**What this task involves**
Reproduce all the lines below exactly and omit the images.

══ Collected material

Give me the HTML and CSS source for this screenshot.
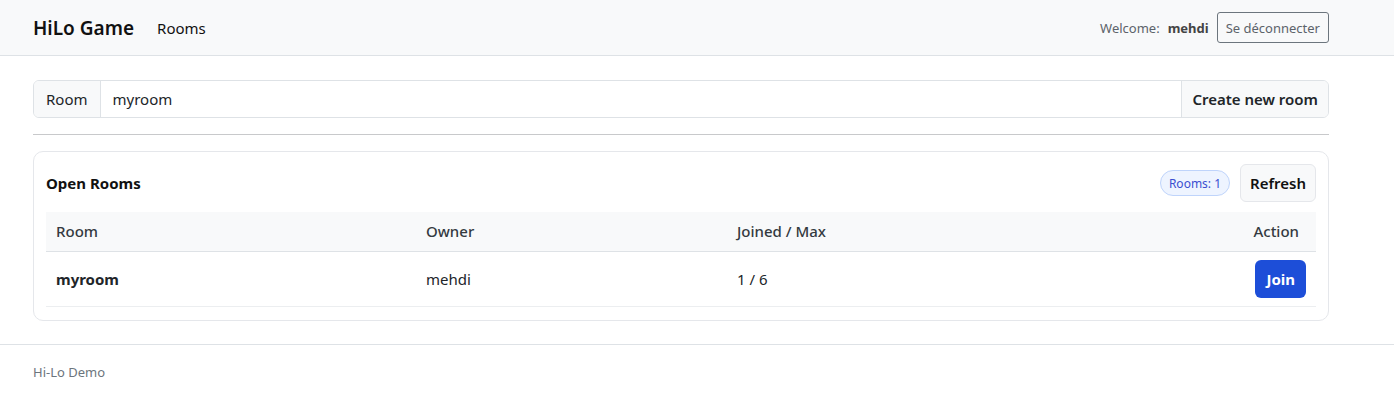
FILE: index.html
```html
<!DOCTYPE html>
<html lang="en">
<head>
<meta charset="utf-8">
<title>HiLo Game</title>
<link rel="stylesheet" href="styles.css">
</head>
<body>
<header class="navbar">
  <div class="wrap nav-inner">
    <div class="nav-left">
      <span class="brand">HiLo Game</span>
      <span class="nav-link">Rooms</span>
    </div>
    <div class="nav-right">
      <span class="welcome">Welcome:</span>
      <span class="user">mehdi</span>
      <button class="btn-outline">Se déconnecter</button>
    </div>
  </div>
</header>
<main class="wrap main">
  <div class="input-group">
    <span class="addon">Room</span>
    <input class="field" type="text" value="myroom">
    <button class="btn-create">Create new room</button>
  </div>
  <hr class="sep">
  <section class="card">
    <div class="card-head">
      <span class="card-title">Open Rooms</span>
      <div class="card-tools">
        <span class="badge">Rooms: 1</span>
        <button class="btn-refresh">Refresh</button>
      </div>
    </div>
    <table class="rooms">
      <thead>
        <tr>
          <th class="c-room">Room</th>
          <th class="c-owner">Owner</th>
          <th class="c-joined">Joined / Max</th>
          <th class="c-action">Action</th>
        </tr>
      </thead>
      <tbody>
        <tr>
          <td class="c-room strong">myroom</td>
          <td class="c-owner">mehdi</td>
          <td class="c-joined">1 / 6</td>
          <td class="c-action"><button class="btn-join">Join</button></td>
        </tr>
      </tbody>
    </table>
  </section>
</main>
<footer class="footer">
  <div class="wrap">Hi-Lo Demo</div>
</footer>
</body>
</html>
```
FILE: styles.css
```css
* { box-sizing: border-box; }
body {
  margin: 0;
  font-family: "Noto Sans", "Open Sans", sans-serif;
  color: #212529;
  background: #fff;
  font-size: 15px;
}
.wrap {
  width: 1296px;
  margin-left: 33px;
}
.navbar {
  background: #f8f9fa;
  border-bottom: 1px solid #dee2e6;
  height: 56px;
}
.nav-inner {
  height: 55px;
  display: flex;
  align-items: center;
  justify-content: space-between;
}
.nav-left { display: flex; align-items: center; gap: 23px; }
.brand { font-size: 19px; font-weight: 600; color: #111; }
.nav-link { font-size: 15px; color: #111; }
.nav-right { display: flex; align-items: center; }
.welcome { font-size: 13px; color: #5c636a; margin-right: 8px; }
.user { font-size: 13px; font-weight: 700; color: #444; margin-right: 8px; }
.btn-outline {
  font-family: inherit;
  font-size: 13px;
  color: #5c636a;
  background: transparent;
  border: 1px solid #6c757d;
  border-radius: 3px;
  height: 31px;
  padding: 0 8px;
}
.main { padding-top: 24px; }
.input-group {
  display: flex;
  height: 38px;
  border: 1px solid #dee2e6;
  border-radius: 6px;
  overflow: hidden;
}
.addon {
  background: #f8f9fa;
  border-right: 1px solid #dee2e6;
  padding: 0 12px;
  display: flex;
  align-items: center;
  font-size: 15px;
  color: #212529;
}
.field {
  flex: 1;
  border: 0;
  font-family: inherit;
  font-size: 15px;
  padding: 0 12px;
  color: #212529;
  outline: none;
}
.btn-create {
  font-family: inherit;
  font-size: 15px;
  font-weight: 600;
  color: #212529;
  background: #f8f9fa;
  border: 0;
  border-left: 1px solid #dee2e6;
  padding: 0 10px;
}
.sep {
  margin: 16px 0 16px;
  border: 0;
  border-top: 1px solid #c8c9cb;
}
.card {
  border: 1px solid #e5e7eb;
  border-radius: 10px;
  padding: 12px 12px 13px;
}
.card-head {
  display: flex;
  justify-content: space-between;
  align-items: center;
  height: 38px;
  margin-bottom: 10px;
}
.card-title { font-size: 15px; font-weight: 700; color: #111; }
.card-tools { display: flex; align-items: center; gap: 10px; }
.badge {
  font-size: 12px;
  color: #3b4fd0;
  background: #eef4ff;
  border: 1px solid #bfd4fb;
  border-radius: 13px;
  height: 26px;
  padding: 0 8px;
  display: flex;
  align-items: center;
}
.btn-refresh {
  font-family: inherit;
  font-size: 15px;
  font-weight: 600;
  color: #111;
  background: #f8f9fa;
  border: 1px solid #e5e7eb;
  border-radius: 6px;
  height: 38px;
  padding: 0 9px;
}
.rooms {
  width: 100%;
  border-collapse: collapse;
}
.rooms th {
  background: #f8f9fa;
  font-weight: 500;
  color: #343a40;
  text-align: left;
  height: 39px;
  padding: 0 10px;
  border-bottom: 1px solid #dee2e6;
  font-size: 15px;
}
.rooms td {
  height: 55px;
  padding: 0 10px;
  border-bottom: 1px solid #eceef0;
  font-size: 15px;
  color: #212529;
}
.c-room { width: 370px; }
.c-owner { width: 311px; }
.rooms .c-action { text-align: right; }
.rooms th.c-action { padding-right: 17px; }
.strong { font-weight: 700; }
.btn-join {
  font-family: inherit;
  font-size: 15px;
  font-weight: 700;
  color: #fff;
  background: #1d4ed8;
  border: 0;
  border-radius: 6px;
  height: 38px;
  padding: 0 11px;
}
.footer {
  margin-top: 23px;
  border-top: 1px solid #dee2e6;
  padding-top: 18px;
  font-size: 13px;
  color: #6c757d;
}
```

════

**Task solution**
Give me the HTML and CSS source for this screenshot.
FILE: index.html
```html
<!DOCTYPE html>
<html lang="en">
<head>
<meta charset="utf-8">
<title>HiLo Game</title>
<link rel="stylesheet" href="styles.css">
</head>
<body>
<header class="navbar">
  <div class="wrap nav-inner">
    <div class="nav-left">
      <span class="brand">HiLo Game</span>
      <span class="nav-link">Rooms</span>
    </div>
    <div class="nav-right">
      <span class="welcome">Welcome:</span>
      <span class="user">mehdi</span>
      <button class="btn-outline">Se déconnecter</button>
    </div>
  </div>
</header>
<main class="wrap main">
  <div class="input-group">
    <span class="addon">Room</span>
    <input class="field" type="text" value="myroom">
    <button class="btn-create">Create new room</button>
  </div>
  <hr class="sep">
  <section class="card">
    <div class="card-head">
      <span class="card-title">Open Rooms</span>
      <div class="card-tools">
        <span class="badge">Rooms: 1</span>
        <button class="btn-refresh">Refresh</button>
      </div>
    </div>
    <table class="rooms">
      <thead>
        <tr>
          <th class="c-room">Room</th>
          <th class="c-owner">Owner</th>
          <th class="c-joined">Joined / Max</th>
          <th class="c-action">Action</th>
        </tr>
      </thead>
      <tbody>
        <tr>
          <td class="c-room strong">myroom</td>
          <td class="c-owner">mehdi</td>
          <td class="c-joined">1 / 6</td>
          <td class="c-action"><button class="btn-join">Join</button></td>
        </tr>
      </tbody>
    </table>
  </section>
</main>
<footer class="footer">
  <div class="wrap">Hi-Lo Demo</div>
</footer>
</body>
</html>
```
FILE: styles.css
```css
* { box-sizing: border-box; }
body {
  margin: 0;
  font-family: "Noto Sans", "Open Sans", sans-serif;
  color: #212529;
  background: #fff;
  font-size: 15px;
}
.wrap {
  width: 1296px;
  margin-left: 33px;
}
.navbar {
  background: #f8f9fa;
  border-bottom: 1px solid #dee2e6;
  height: 56px;
}
.nav-inner {
  height: 55px;
  display: flex;
  align-items: center;
  justify-content: space-between;
}
.nav-left { display: flex; align-items: center; gap: 23px; }
.brand { font-size: 19px; font-weight: 600; color: #111; }
.nav-link { font-size: 15px; color: #111; }
.nav-right { display: flex; align-items: center; }
.welcome { font-size: 13px; color: #5c636a; margin-right: 8px; }
.user { font-size: 13px; font-weight: 700; color: #444; margin-right: 8px; }
.btn-outline {
  font-family: inherit;
  font-size: 13px;
  color: #5c636a;
  background: transparent;
  border: 1px solid #6c757d;
  border-radius: 3px;
  height: 31px;
  padding: 0 8px;
}
.main { padding-top: 24px; }
.input-group {
  display: flex;
  height: 38px;
  border: 1px solid #dee2e6;
  border-radius: 6px;
  overflow: hidden;
}
.addon {
  background: #f8f9fa;
  border-right: 1px solid #dee2e6;
  padding: 0 12px;
  display: flex;
  align-items: center;
  font-size: 15px;
  color: #212529;
}
.field {
  flex: 1;
  border: 0;
  font-family: inherit;
  font-size: 15px;
  padding: 0 12px;
  color: #212529;
  outline: none;
}
.btn-create {
  font-family: inherit;
  font-size: 15px;
  font-weight: 600;
  color: #212529;
  background: #f8f9fa;
  border: 0;
  border-left: 1px solid #dee2e6;
  padding: 0 10px;
}
.sep {
  margin: 16px 0 16px;
  border: 0;
  border-top: 1px solid #c8c9cb;
}
.card {
  border: 1px solid #e5e7eb;
  border-radius: 10px;
  padding: 12px 12px 13px;
}
.card-head {
  display: flex;
  justify-content: space-between;
  align-items: center;
  height: 38px;
  margin-bottom: 10px;
}
.card-title { font-size: 15px; font-weight: 700; color: #111; }
.card-tools { display: flex; align-items: center; gap: 10px; }
.badge {
  font-size: 12px;
  color: #3b4fd0;
  background: #eef4ff;
  border: 1px solid #bfd4fb;
  border-radius: 13px;
  height: 26px;
  padding: 0 8px;
  display: flex;
  align-items: center;
}
.btn-refresh {
  font-family: inherit;
  font-size: 15px;
  font-weight: 600;
  color: #111;
  background: #f8f9fa;
  border: 1px solid #e5e7eb;
  border-radius: 6px;
  height: 38px;
  padding: 0 9px;
}
.rooms {
  width: 100%;
  border-collapse: collapse;
}
.rooms th {
  background: #f8f9fa;
  font-weight: 500;
  color: #343a40;
  text-align: left;
  height: 39px;
  padding: 0 10px;
  border-bottom: 1px solid #dee2e6;
  font-size: 15px;
}
.rooms td {
  height: 55px;
  padding: 0 10px;
  border-bottom: 1px solid #eceef0;
  font-size: 15px;
  color: #212529;
}
.c-room { width: 370px; }
.c-owner { width: 311px; }
.rooms .c-action { text-align: right; }
.rooms th.c-action { padding-right: 17px; }
.strong { font-weight: 700; }
.btn-join {
  font-family: inherit;
  font-size: 15px;
  font-weight: 700;
  color: #fff;
  background: #1d4ed8;
  border: 0;
  border-radius: 6px;
  height: 38px;
  padding: 0 11px;
}
.footer {
  margin-top: 23px;
  border-top: 1px solid #dee2e6;
  padding-top: 18px;
  font-size: 13px;
  color: #6c757d;
}
```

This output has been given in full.